Exercise directions:
Check every line below for the word "this" and copy the ones that have it.

Data segment:
┌──

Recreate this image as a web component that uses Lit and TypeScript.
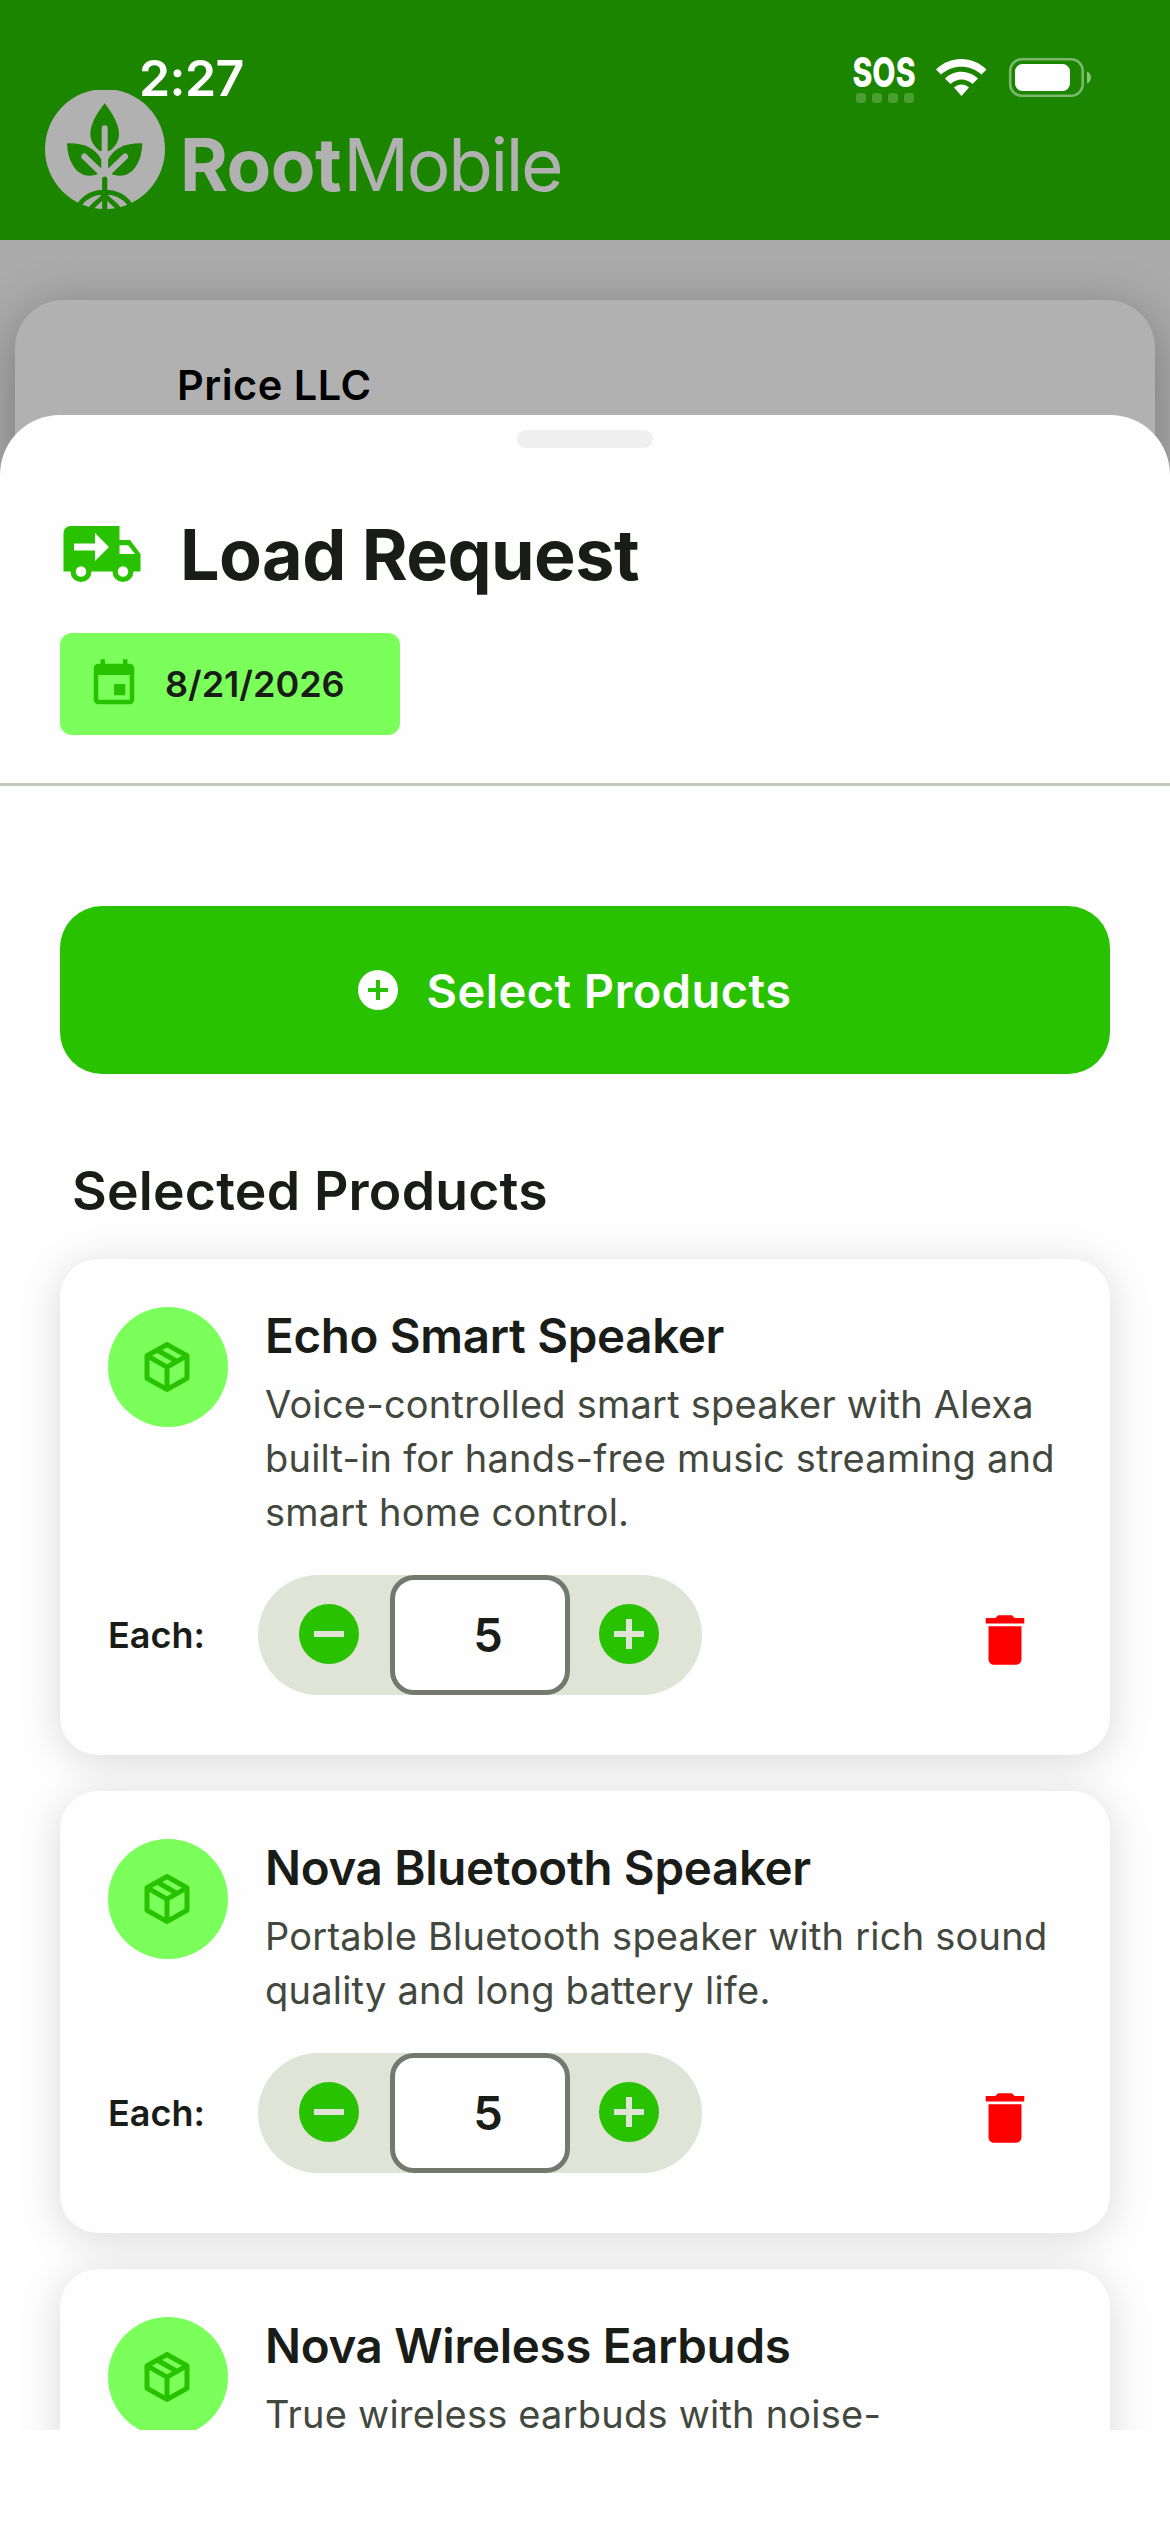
import { LitElement, html, css, svg } from "lit";
import { customElement, property, state } from "lit/decorators.js";

const PATHS = {
  truck:
    "M3 4a2 2 0 0 0-2 2v11h2a3 3 0 0 0 6 0h6a3 3 0 0 0 6 0h2v-5l-3-4h-3V4H3zm7 2 4 4-4 4v-3H4V9h6V6zm7 3.5h2.5l1.96 2.5H17V9.5zM6 15.5a1.5 1.5 0 1 1 0 3 1.5 1.5 0 0 1 0-3zm12 0a1.5 1.5 0 1 1 0 3 1.5 1.5 0 0 1 0-3z",
  event:
    "M17 12h-5v5h5v-5zM16 1v2H8V1H6v2H5c-1.11 0-1.99.9-1.99 2L3 19c0 1.1.89 2 2 2h14c1.1 0 2-.9 2-2V5c0-1.1-.9-2-2-2h-1V1h-2zm3 18H5V8h14v11z",
  add: "M12 2a10 10 0 1 0 0 20 10 10 0 0 0 0-20zm5 11h-4v4h-2v-4H7v-2h4V7h2v4h4v2z",
  remove: "M12 2a10 10 0 1 0 0 20 10 10 0 0 0 0-20zm5 11H7v-2h10v2z",
  box: "M21 16.5c0 .38-.21.71-.53.88l-7.9 4.44c-.16.12-.36.18-.57.18s-.41-.06-.57-.18l-7.9-4.44A.99.99 0 0 1 3 16.5v-9c0-.38.21-.71.53-.88l7.9-4.44c.16-.12.36-.18.57-.18s.41.06.57.18l7.9 4.44c.32.17.53.5.53.88v9zM12 4.15l-1.89 1.07L16 8.61l1.96-1.11L12 4.15zM6.04 7.5 12 10.85l1.96-1.1-5.88-3.4L6.04 7.5zM5 15.91l6 3.38v-6.71L5 9.21v6.7zm14 0v-6.7l-6 3.37v6.71l6-3.38z",
  trash:
    "M6 19c0 1.1.9 2 2 2h8c1.1 0 2-.9 2-2V7H6v12zM19 4h-3.5l-1-1h-5l-1 1H5v2h14V4z",
};

@customElement("app-icon")
class AppIcon extends LitElement {
  @property() name: keyof typeof PATHS = "add";
  static styles = css`
    :host { display: block; flex: none; }
    svg { display: block; width: 100%; height: 100%; fill: currentColor; }
  `;
  render() {
    return html`<svg viewBox="0 0 24 24"><path fill-rule="evenodd" d=${PATHS[this.name]}></path></svg>`;
  }
}

@customElement("status-bar")
class StatusBar extends LitElement {
  static styles = css`
    :host { display: flex; justify-content: space-between; align-items: flex-start; height: 120px; padding: 0 80px 0 139px; box-sizing: border-box; color: #fff; }
    .time { margin-top: 48px; font-size: 50px; line-height: 60px; font-weight: 600; letter-spacing: -0.6px; }
    .icons { display: block; margin-top: 50px; width: 240px; height: 60px; }
    .sos { font-family: Inter, sans-serif; font-weight: 800; font-size: 41px; }
  `;
  render() {
    return html`
      <div class="time">2:27</div>
      <svg class="icons" viewBox="850 50 240 60" fill="#fff" overflow="visible">
        <text class="sos" x="852.500" y="86.500" textLength="63" lengthAdjust="spacingAndGlyphs">SOS</text>
        ${[856, 872, 888, 904].map((x) => svg`<rect x=${x} y="93" width="10" height="10" rx="3" opacity=".2"></rect>`)}
        <path d="M936 69.500C950 55.500 972.500 55.500 986.500 69.500L981.500 74.500C970 64 952.500 64 941 74.500z"></path>
        <path d="M945 78.500C954 69.500 968.500 69.500 978 78.500L972.500 84C966 78 957 78 950.500 84z"></path>
        <path d="M954 87.500C958.500 83.500 964.500 83.500 969 87.500L961.500 96z"></path>
        <rect x="1010.200" y="59.200" width="72.500" height="36.500" rx="11.500" fill="none" stroke="#fff" stroke-width="2.600" opacity=".42"></rect>
        <rect x="1015" y="64" width="55" height="27" rx="7.500"></rect>
        <path d="M1087 71.500C1092.300 73.500 1092.300 81.500 1087 83.500z" opacity=".5"></path>
      </svg>
    `;
  }
}

@customElement("product-card")
class ProductCard extends LitElement {
  @property() name = "";
  @property() description = "";
  @property({ type: Number }) quantity = 5;
  static styles = css`
    :host { display: block; background: #fefefe; border-radius: 38px; padding: 48px 48px 60px; box-shadow: 0 6px 42px rgba(0, 0, 0, 0.15); }
    .top { display: flex; gap: 37px; }
    .badge { flex: none; display: flex; align-items: center; justify-content: center; width: 120px; height: 120px; border-radius: 50%; background: #7aff5b; color: #28c200; }
    .badge app-icon { width: 60px; height: 60px; margin-right: 2px; }
    .name { font-size: 47.500px; line-height: 57px; font-weight: 600; color: #1a1c18; white-space: nowrap; letter-spacing: -0.33px; }
    .desc { margin-top: 13px; font-size: 38px; line-height: 54px; color: #43483e; white-space: pre; letter-spacing: 0.22px; }
    .bottom { display: flex; align-items: center; margin-top: 36px; height: 120px; }
    .label { width: 150px; font-size: 36px; font-weight: 600; color: #1a1c18; letter-spacing: 0; }
    .stepper { display: flex; align-items: center; width: 444px; height: 120px; border-radius: 60px; background: #dfe4d7; color: #28c200; }
    .stepper app-icon { width: 72px; height: 72px; margin-bottom: 2px; }
    .minus { margin-left: 35px; }
    .plus { margin-left: 23px; }
    .value { box-sizing: border-box; width: 180px; height: 120px; margin-left: 25px; border: 5px solid #73796e; border-radius: 24px; background: #fefefe; color: #1a1c18; font-size: 47px; line-height: 110px; font-weight: 600; text-align: center; padding-left: 16px; }
    .trash { width: 66px; height: 66px; margin: 10px 24px 0 auto; color: #f00; }
  `;
  render() {
    return html`
      <div class="top">
        <div class="badge"><app-icon name="box"></app-icon></div>
        <div>
          <div class="name">${this.name}</div>
          <div class="desc">${this.description}</div>
        </div>
      </div>
      <div class="bottom">
        <div class="label">Each:</div>
        <div class="stepper">
          <app-icon class="minus" name="remove"></app-icon>
          <div class="value">${this.quantity}</div>
          <app-icon class="plus" name="add"></app-icon>
        </div>
        <app-icon class="trash" name="trash"></app-icon>
      </div>
    `;
  }
}

@customElement("app-root")
class AppRoot extends LitElement {
  @state() products = [
    { name: "Echo Smart Speaker", description: "Voice-controlled smart speaker with Alexa\nbuilt-in for hands-free music streaming and\nsmart home control." },
    { name: "Nova Bluetooth Speaker", description: "Portable Bluetooth speaker with rich sound\nquality and long battery life." },
    { name: "Nova Wireless Earbuds", description: "True wireless earbuds with noise-" },
  ];
  static styles = css`
    :host { display: block; position: relative; width: 1170px; height: 2532px; overflow: hidden; background: #ababab; font-family: Inter, "Liberation Sans", sans-serif; }
    .header { display: flex; height: 240px; box-sizing: border-box; padding: 90px 45px 0; background: #1c8500; color: #b1b1b1; }
    .logo { width: 120px; height: 120px; flex: none; }
    .brand { margin: 31px 0 0 15px; font-size: 73px; line-height: 88px; white-space: nowrap; }
    .root { font-weight: 700; letter-spacing: -0.5px; }
    .mobile { font-weight: 400; margin-left: 2px; letter-spacing: -2.4px; }
    .account { margin: 60px 15px 0; height: 400px; box-sizing: border-box; border-radius: 48px; background: #b1b1b1; box-shadow: 0 12px 54px rgba(0, 0, 0, 0.3); padding: 60px 162px; font-size: 41.500px; line-height: 50px; font-weight: 600; letter-spacing: 0.5px; color: #000; }
    status-bar { position: absolute; left: 0; right: 0; top: 0; }
    .sheet { position: absolute; left: 0; right: 0; top: 415px; bottom: 0; display: flex; flex-direction: column; border-radius: 60px 60px 0 0; background: #fefefe; color: #1a1c18; }
    .handle { flex: none; width: 136px; height: 18px; margin: 15px auto 0; border-radius: 9px; background: #efefef; }
    .heading { flex: none; display: flex; align-items: center; margin: 64px 60px 0; height: 84px; gap: 36px; font-size: 70px; font-weight: 700; white-space: nowrap; letter-spacing: -0.55px; }
    .heading app-icon { width: 84px; height: 84px; color: #28c200; }
    .chip { flex: none; display: flex; align-items: center; gap: 24px; width: 340px; height: 102px; box-sizing: border-box; margin: 37px 60px 0; padding-left: 27px; border-radius: 12px; background: #7aff5b; font-size: 36px; font-weight: 600; }
    .chip app-icon { width: 54px; height: 54px; color: #28c200; }
    .rule { flex: none; height: 3px; margin-top: 48px; background: #c3c8bc; }
    .list { flex: 1; min-height: 0; overflow: hidden; padding: 120px 60px 0; margin-bottom: 102px; display: flex; flex-direction: column; }
    .select { flex: none; display: flex; align-items: center; justify-content: center; gap: 24px; height: 168px; padding-right: 24px; border-radius: 42px; background: #28c200; color: #fff; font-size: 47px; font-weight: 600; letter-spacing: 0.45px; }
    .select app-icon { width: 48px; height: 48px; margin-top: -1px; }
    .section { flex: none; margin: 84px 12px 0; height: 65px; line-height: 65px; font-size: 53.500px; font-weight: 600; letter-spacing: 0.2px; }
    .cards { display: flex; flex-direction: column; gap: 36px; margin-top: 36px; }
  `;
  render() {
    return html`
      <header class="header">
        <svg class="logo" viewBox="0 0 120 120">
          <circle cx="60" cy="59" r="60" fill="#b1b1b1"></circle>
          <g fill="#1c8500">
            <path d="M59.700 13.300C67 23 74 34 74 44C74 51 70 57 64.300 61H55C49.500 57 45.300 51 45.300 44C45.300 34 52 23 59.700 13.300z"></path>
            <path d="M22 53.300C36 52.500 50 57 56.300 69.500V77.500L52 84.600C48 86 43 86 39 85C28 81 22.500 68 22 53.300z"></path>
            <path d="M97.400 53.300C83.400 52.500 69.400 57 63.100 69.500V77.500L67.400 84.600C71.400 86 76.400 86 80.400 85C91.400 81 96.900 68 97.400 53.300z"></path>
          </g>
          <g fill="none" stroke="#b1b1b1" stroke-width="6" stroke-linecap="round">
            <path d="M59.700 38.300V84"></path>
            <path d="M39.300 66.500L59 85.500M80.100 66.500L60.400 85.500"></path>
          </g>
          <g fill="none" stroke="#1c8500" stroke-width="4.800">
            <path d="M59.700 89V120" stroke-linecap="round" stroke-width="5.200"></path>
            <path d="M34.500 114.500C46 98 73.500 98 85 114.500"></path>
            <path d="M59.700 104C56 111 49 113 45 120M59.700 104C63.400 111 70.400 113 74.400 120"></path>
          </g>
        </svg>
        <div class="brand"><span class="root">Root</span><span class="mobile">Mobile</span></div>
      </header>
      <div class="account">Price LLC</div>
      <status-bar></status-bar>
      <section class="sheet">
        <div class="handle"></div>
        <div class="heading"><app-icon name="truck"></app-icon><span>Load Request</span></div>
        <div class="chip"><app-icon name="event"></app-icon><span>8/21/2026</span></div>
        <div class="rule"></div>
        <div class="list">
          <div class="select"><app-icon name="add"></app-icon><span>Select Products</span></div>
          <div class="section">Selected Products</div>
          <div class="cards">
            ${this.products.map((p) => html`<product-card .name=${p.name} .description=${p.description}></product-card>`)}
          </div>
        </div>
      </section>
    `;
  }
}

└──

Exercise response:
Recreate this image as a web component that uses Lit and TypeScript.
    return html`<svg viewBox="0 0 24 24"><path fill-rule="evenodd" d=${PATHS[this.name]}></path></svg>`;
          <div class="name">${this.name}</div>
          <div class="desc">${this.description}</div>
          <div class="value">${this.quantity}</div>
            ${this.products.map((p) => html`<product-card .name=${p.name} .description=${p.description}></product-card>`)}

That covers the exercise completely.